Let’s say to also access the artist’s albums (which is termed as release-groups
in MusicBrainz) -
we pass ?inc=release-groups
when making the request:
https://musicbrainz.org/ws/2/artist/084308bd-1654-436f-ba03-df6697104e19?inc=release-groups
See Subqueries for the complete list of supported parameters. There are many more things that you can do through the Web-API (see the API documentation). I won’t be covering them here.
Language libraries
People have created library wrappers around the Web-API for many programming languages. The list of recognized of libraries can be found here, and this is where I come in. This summer, I’ve been working on one such library for the Rust programming language, named musicbrainz_rs.
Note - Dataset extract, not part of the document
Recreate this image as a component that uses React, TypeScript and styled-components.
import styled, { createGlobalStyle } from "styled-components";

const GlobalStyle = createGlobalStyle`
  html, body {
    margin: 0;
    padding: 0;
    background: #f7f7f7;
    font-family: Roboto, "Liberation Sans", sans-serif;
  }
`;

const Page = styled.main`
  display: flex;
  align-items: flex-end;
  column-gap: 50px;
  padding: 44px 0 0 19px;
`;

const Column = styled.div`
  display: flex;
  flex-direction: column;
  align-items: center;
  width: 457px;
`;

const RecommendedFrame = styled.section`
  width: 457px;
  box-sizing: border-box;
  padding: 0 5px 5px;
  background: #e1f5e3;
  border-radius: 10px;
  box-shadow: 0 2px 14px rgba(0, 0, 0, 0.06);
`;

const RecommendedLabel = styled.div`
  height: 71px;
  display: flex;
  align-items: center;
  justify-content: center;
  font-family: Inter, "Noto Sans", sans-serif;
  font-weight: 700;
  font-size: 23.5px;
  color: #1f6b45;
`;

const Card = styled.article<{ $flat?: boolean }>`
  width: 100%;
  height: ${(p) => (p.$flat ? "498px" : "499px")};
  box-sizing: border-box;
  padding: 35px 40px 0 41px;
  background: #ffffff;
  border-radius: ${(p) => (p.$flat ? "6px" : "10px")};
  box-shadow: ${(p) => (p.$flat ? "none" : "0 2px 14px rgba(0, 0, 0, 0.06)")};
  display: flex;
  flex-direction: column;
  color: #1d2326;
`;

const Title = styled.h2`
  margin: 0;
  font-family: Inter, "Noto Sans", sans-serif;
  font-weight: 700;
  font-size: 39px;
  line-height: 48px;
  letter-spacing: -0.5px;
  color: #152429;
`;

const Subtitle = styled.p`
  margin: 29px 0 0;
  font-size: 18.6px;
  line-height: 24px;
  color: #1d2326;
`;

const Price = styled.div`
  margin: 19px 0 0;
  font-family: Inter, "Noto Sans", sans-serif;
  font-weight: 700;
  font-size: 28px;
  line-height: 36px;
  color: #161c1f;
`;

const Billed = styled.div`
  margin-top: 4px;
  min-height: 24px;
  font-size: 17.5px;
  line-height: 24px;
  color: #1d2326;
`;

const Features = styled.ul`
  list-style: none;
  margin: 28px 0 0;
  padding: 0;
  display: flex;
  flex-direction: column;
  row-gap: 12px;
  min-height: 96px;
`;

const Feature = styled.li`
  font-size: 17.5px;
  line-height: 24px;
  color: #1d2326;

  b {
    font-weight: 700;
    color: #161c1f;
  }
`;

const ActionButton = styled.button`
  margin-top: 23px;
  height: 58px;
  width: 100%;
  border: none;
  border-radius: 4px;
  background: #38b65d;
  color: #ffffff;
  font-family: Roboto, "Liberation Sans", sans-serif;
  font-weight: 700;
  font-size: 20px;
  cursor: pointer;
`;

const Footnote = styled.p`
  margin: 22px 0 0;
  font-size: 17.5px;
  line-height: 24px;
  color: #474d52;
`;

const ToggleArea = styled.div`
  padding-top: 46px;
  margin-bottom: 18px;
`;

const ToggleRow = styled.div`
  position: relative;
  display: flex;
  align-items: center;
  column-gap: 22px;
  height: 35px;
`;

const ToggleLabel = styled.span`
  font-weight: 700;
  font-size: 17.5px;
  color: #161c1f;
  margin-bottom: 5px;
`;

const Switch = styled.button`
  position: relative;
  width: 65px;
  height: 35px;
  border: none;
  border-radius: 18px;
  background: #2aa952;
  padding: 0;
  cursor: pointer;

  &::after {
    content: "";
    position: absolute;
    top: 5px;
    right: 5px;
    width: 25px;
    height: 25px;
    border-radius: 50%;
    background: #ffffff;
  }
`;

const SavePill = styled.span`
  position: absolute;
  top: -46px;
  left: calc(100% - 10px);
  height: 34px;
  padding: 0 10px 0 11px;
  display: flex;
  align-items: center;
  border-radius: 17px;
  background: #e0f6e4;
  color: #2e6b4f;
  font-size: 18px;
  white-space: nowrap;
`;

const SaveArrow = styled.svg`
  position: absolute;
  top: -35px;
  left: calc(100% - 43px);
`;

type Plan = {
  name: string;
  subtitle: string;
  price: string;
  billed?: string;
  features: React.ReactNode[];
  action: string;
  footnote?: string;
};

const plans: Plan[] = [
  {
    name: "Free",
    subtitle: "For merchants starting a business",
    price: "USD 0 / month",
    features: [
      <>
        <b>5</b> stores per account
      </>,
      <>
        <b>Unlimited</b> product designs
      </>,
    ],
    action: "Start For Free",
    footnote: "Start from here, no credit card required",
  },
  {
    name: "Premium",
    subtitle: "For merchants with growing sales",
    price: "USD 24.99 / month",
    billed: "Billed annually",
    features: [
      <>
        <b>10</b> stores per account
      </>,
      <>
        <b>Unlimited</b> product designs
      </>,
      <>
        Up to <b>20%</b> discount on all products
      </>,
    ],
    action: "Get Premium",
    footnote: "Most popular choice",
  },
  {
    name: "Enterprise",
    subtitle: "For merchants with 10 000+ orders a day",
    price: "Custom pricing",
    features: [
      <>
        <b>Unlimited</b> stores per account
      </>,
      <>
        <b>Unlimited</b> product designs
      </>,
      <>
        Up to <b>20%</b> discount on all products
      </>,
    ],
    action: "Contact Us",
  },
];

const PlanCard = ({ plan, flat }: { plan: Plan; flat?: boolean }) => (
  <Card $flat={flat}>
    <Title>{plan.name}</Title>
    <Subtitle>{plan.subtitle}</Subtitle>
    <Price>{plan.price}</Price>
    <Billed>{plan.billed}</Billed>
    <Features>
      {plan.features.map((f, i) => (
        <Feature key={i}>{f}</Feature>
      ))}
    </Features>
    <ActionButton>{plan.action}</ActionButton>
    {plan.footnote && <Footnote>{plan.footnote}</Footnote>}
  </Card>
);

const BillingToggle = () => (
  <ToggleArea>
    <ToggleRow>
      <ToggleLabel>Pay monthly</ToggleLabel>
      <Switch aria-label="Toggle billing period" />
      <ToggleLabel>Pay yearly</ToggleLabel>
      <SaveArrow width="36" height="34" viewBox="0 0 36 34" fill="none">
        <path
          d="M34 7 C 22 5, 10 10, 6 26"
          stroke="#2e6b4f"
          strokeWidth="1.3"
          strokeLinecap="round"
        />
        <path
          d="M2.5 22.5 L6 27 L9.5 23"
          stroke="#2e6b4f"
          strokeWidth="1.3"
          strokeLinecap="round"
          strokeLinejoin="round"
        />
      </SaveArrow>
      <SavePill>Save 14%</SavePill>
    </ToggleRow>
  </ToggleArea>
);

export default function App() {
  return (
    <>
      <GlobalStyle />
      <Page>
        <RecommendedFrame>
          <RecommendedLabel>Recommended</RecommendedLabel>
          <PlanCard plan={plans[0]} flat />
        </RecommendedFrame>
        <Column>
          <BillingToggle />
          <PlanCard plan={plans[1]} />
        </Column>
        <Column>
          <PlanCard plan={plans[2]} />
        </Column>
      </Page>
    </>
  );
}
For example, you can make queries using musicbrainz_rs this way:
extern crate musicbrainz_rs;
use musicbrainz_rs::entity::artist::Artist;
use musicbrainz_rs::prelude::*;
fn main() {
let green_day = Artist::fetch()
.id("084308bd-1654-436f-ba03-df6697104e19")
.with_release_groups()
.execute()
.unwrap();
let release_groups = green_day.release_groups.unwrap();
assert!(release_groups
.iter()
.any(|release_group| release_group.title == "Dookie"));
}
musicbrainz_rs isn’t listed as a recognized library by MusicBrainz, since the library does not completely wrap around the Web-API at the moment. Off the top of my head, we’re mainly missing on Non-MBID Lookups, Search and Submitting Data. There are also parts of the library that need to be addressed before it being suitable for use in production. Anyway, I’ve been working with Paul (creator of musicbrainz_rs) to build new features in the library. We’ve had some cool things going on since the last month, which I’ll talk about in the next sections!
Coverart
- The library can now fetch for coverart for the release and release-group entities. An
example covering all of these methods can be found in - fetch_release_coverart.rs.
Auto-retries
- The library will now auto-retry on queries failed due to rate-limiting by the MusicBrainz
servers. In case of a failed query due to rate-limiting, we’re returned with the time duration in the
response header until the next query would be accepted the MusicBrainz servers. The library
now automatically sleeps the current thread for this received duration and retries the
query by default. The default is set to 2 retries per failed query and this can be changed with:
musicbrainz_rs::config::set_default_retries(3);
- We’ve also previously had trouble running our test-suite due to this. Our test-suite is
constantly making queries to MusicBrainz servers and the queries would start to fail after
a while. So we had ugly hacks in-place to get our test-suite to pass. We had introduced
a one second sleep in our test-suite after every call to the MusicBrainz servers to not trigger
their rate-limitations, and this had been greatly increasing our test-suite run times. I’m glad
this is no longer the case after introducing auto-retries!
Relationship Includes
-
I mentioned earlier about how we can request for additional information when making queries by passing the
?inc=
subquery parameter. Relationship includes can be considered as one such category of parameters that can be passed to?inc=
. -
I’ve been involved with refactoring the already implemented subquery include parameters and further implemented the relationship include parameters. This involved some manual work on my part to figure out what include parameters are accepted by what entities (since this doesn’t seem to have been documented in the docs and I couldn’t find it anywhere else either). Anyway, requests to relationship includes can now be made simliar to how subquery includes are requested for:
-
(This hasn’t been merged into the main codebase yet, we’ll get there soon!)We’re there now!let ninja_tune = Label::fetch() .id("dc940013-b8a8-4362-a465-291026c04b42") .with_recording_relations() .execute() .unwrap(); let relations = ninja_tune.relations.unwrap(); assert!(relations .iter() .any(|rel| rel.relation_type == "phonographic copyright"));
This is fun!
I’ve been enjoying so far. This GSoC has given me a chance to extend the reaches of MusicBrainz to Rust and also get better at writing Rust code, something that I’ve always been excited about ever since I first tried it out. :P
I’m happy I got this opportunity. Thank you, Paul, and the MetaBrainz Foundation!